Sem querer fazer de conta que não há barreiras que separam o Norte do Sul do Continente – muitas das quais resultantes da Reforma de Lutero e da reformatação cultural subsequente – a verdade é que sou dos que prefere a dinâmica político-social das diferenças, à tábua-rasa das igualdades normativas. Ou seja, enquanto cidadão europeu, prefiro o choque produtivo como procura de equilíbrio entre Estados, à rejeição liminar – ora
pseudo-revolucionária, ora pseudo-conservadora, mas quase sempre inconsequente – dos euro-cépticos. Não gosto, no entanto, de cair na esparrela de achar que o debate sobre a Europa tem o seu Alfa e o seu Omega na comparação infeliz com a relativa falta de qualidade de vida de outros continentes.
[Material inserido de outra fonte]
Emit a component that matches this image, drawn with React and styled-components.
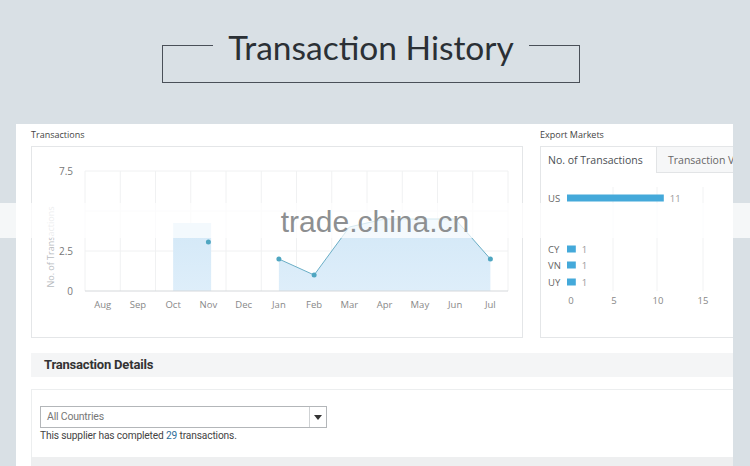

Não; a Europa teve no pós-guerra um desígnio crucial com o qual tem, apesar de tudo, cumprido: a manutenção da Paz. O esforço tem sido esse; esse é o objetivo transversal e tem sido cumprido: o continente europeu atravessa um dos seus períodos mais longos de Paz na História, conseguindo, inclusivamente, suster alguns ímpetos nacionalistas perigosos nos últimos anos. Pelo meio, estão ideias seminais como o projecto Erasmus ou a livre circulação de pessoas e bens, que hoje começam a frutificar em termos da construção de um continente mais cosmopolita, livre e, portanto, economicamente saudável.


Sem complexos de inferioridade – já que Portugal pertence às “duas europas” por direito próprio, ou seja, à tal “zona euro” e ao tal “territorio multi-cultural” – seria bom, enquanto portugueses, relevarmos o que representou e representa a nossa condição de europeus. “Estar na Europa” não é um salvoconduto para soluções milagrosas; “estar na Europa” é habitar um território de exigência, responsabilidade e possibilidades infinitas.


Para nós, lusitanos, em particular, talvez seja mesmo o único antídoto para o isolacionismo a que a geografia – e as soluções paternalistas nela capciosamente fundadas, como o Estado Novo – nos quiseram votar. Falharam, e ainda bem; continuemos.